A survey from Citi Research taken in September found that Nike and Adidas are back in favor with Chinese consumers following an uproar in March with several Western companies over their stance on China’s Xinjiang region.
Nike, Adidas, H&M and other major Western apparel brands had faced a boycott in China over past comments the fashion brands made about labor conditions in Xinjiang’s Western region, home to Muslim Uighurs, becoming embroiled in a diplomatic row between China and the West. China denied allegations of human rights abuses after the European Union, U.S, Britain and Canada imposed sanctions on the officials.
Citi’s September survey followed a survey of 1,000 Chinese consumers conducted in June that was already showing a gradual recovery in the health of western athletic brands.
When asked which athletic brands they considered purchasing next, 81 percent of Chinese consumers surveyed indicated they planned to buy Nike in September, up from 48 percent in the June survey. For Adidas, 49 percent said they planned to buy Adidas, increasing from 31 percent in June.
Peak and Li Ning were down significantly on purchase intent from June to September, with 7 percent and 4 percent of respondents considering purchasing Peak and Li Ning in September, down from 54 percent for both in June.

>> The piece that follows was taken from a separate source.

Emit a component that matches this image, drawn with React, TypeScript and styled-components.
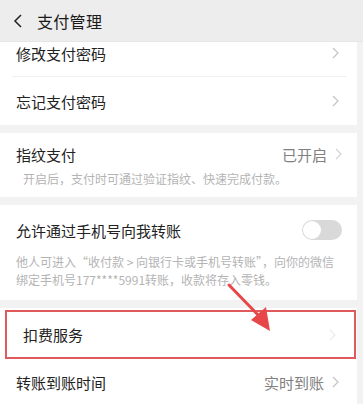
import React from "react";
import styled, { createGlobalStyle } from "styled-components";

const GlobalStyle = createGlobalStyle`
  html, body {
    margin: 0;
    padding: 0;
    background: #f2f2f2;
    font-family: "Noto Sans CJK SC", "Noto Sans", sans-serif;
  }
  * { box-sizing: border-box; }
`;

const Page = styled.div`
  position: relative;
  width: 363px;
  height: 404px;
  overflow: hidden;
  background: #f2f2f2;
`;

const Header = styled.div`
  position: relative;
  z-index: 2;
  height: 42px;
  display: flex;
  align-items: center;
  gap: 14px;
  padding-left: 13px;
  background: #ededed;
  border-bottom: 1px solid #e6e6e6;
`;

const Title = styled.div`
  font-size: 16px;
  color: #1a1a1a;
  letter-spacing: 0.3px;
`;

const Content = styled.div`
  margin-top: -13px;
  padding-right: 6px;
  display: flex;
  flex-direction: column;
  gap: 8px;
`;

const Card = styled.div`
  background: #fff;
`;

const Row = styled.div<{ $h: number; $divider?: boolean }>`
  height: ${(p) => p.$h}px;
  display: flex;
  align-items: center;
  padding: 0 18px 0 16px;
  position: relative;
  &::after {
    content: "";
    display: ${(p) => (p.$divider ? "block" : "none")};
    position: absolute;
    left: 12px;
    right: 10px;
    bottom: 0;
    height: 1px;
    background: #f1f1f1;
  }
`;

const Label = styled.div`
  flex: 1;
  font-size: 15px;
  color: #222;
`;

const Value = styled.div`
  font-size: 15px;
  color: #808080;
  margin-right: 8px;
`;

const Block = styled.div<{ $pt: number; $pb: number }>`
  padding: ${(p) => p.$pt}px 15px ${(p) => p.$pb}px 16px;
`;

const BlockHead = styled.div`
  display: flex;
  align-items: center;
  height: 22px;
`;

const Desc = styled.div<{ $indent?: number; $gap?: number }>`
  font-size: 12px;
  line-height: 18px;
  color: #b4b4b4;
  padding-left: ${(p) => p.$indent ?? 0}px;
  margin-top: ${(p) => p.$gap ?? 4}px;
`;

const Toggle = styled.div`
  width: 40px;
  height: 20px;
  border-radius: 10px;
  background: #d9d9d9;
  position: relative;
  &::before {
    content: "";
    position: absolute;
    left: 1px;
    top: 1px;
    width: 18px;
    height: 18px;
    border-radius: 50%;
    background: #fff;
  }
`;

const Highlight = styled.div`
  margin: 2px 1px 0 5px;
  border: 2px solid #e05a5c;
`;

const Chevron = ({ color = "#c4c4c4" }: { color?: string }) => (
  <svg width="7" height="12" viewBox="0 0 7 12">
    <path d="M1 1l5 5-5 5" fill="none" stroke={color} strokeWidth="1.2" />
  </svg>
);

const Arrow = styled.svg`
  position: absolute;
  left: 0;
  top: 0;
  pointer-events: none;
  z-index: 3;
`;

export default function App() {
  return (
    <Page>
      <GlobalStyle />
      <Header>
        <svg width="10" height="14" viewBox="0 0 10 14">
          <path d="M8 1L2 7l6 6" fill="none" stroke="#222" strokeWidth="1.5" />
        </svg>
        <Title>支付管理</Title>
      </Header>
      <Content>
        <Card>
          <Row $h={48} $divider>
            <Label>修改支付密码</Label>
            <Chevron />
          </Row>
          <Row $h={48}>
            <Label>忘记支付密码</Label>
            <Chevron />
          </Row>
        </Card>
        <Card>
          <Block $pt={10} $pb={9}>
            <BlockHead>
              <Label>指纹支付</Label>
              <Value>已开启</Value>
              <Chevron color="#d4d4d4" />
            </BlockHead>
            <Desc $indent={7} $gap={5}>开启后，支付时可通过验证指纹、快速完成付款。</Desc>
          </Block>
        </Card>
        <Card>
          <Block $pt={14} $pb={11}>
            <BlockHead>
              <Label>允许通过手机号向我转账</Label>
              <Toggle />
            </BlockHead>
            <Desc $gap={12}>
              他人可进入“收付款 &gt; 向银行卡或手机号转账”，向你的微信绑定手机号177****5991转账，收款将存入零钱。
            </Desc>
          </Block>
        </Card>
        <Card>
          <Highlight>
            <Row $h={45}>
              <Label>扣费服务</Label>
              <Chevron color="#ececec" />
            </Row>
          </Highlight>
          <Row $h={46}>
            <Label>转账到账时间</Label>
            <Value>实时到账</Value>
            <Chevron />
          </Row>
        </Card>
      </Content>
      <Arrow width="363" height="404" viewBox="0 0 363 404">
        <line x1="229" y1="285" x2="261" y2="318" stroke="#e8474a" strokeWidth="3" strokeLinecap="round" />
        <polygon points="270,331 251,320 266,307" fill="#e8474a" />
      </Arrow>
    </Page>
  );
}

“Our survey results in September suggest the fallout from the Xinjiang cotton controversy continues to wane for western brands,” wrote Paul Lejuez, Citi’s lead analyst in the athletics’ space. “NKE’s brand health, in particular, stood out as one of the strongest among its athletic peers in the region (considering both Western and Chinese brands), which bodes well for the long-term health of the brand in the region. However, other data points suggest that the macro picture in the region may be a headwind to Nike, Adidas and other Western brands near-term.”
Among the signs of headwinds potentially facing growth in China, Pou Sheng recently reported a significant deceleration in sales in August to a decline of 32 percent from declines of 13 percent in July and 12 percent in June. Li Ning also warned of uncertainties in the macro-environment due to a rise in COVID cases since Mid-July.
The research arrives as Nike is due to report first-quarter results on Thursday night.
Lejuez expects a “more cautious tone” from management as it releases results in light of the ongoing factory closures in Vietnam, including its guidance for the second half of fiscal 2022. In fiscal 2021, Nike sourced 51 percent of its footwear and 30 percent of its apparel from Vietnam.
“We believe ongoing factory closures are a risk to NKE’s ability to deliver product in line with initial plans next spring,” wrote Lejuez. “We believe the demand front remains very strong for NKE, particularly in North America, which could help abate pressures elsewhere in their biz. We believe the brand has pricing power and benefits from a strong development pipeline in the favorable athletic footwear category.”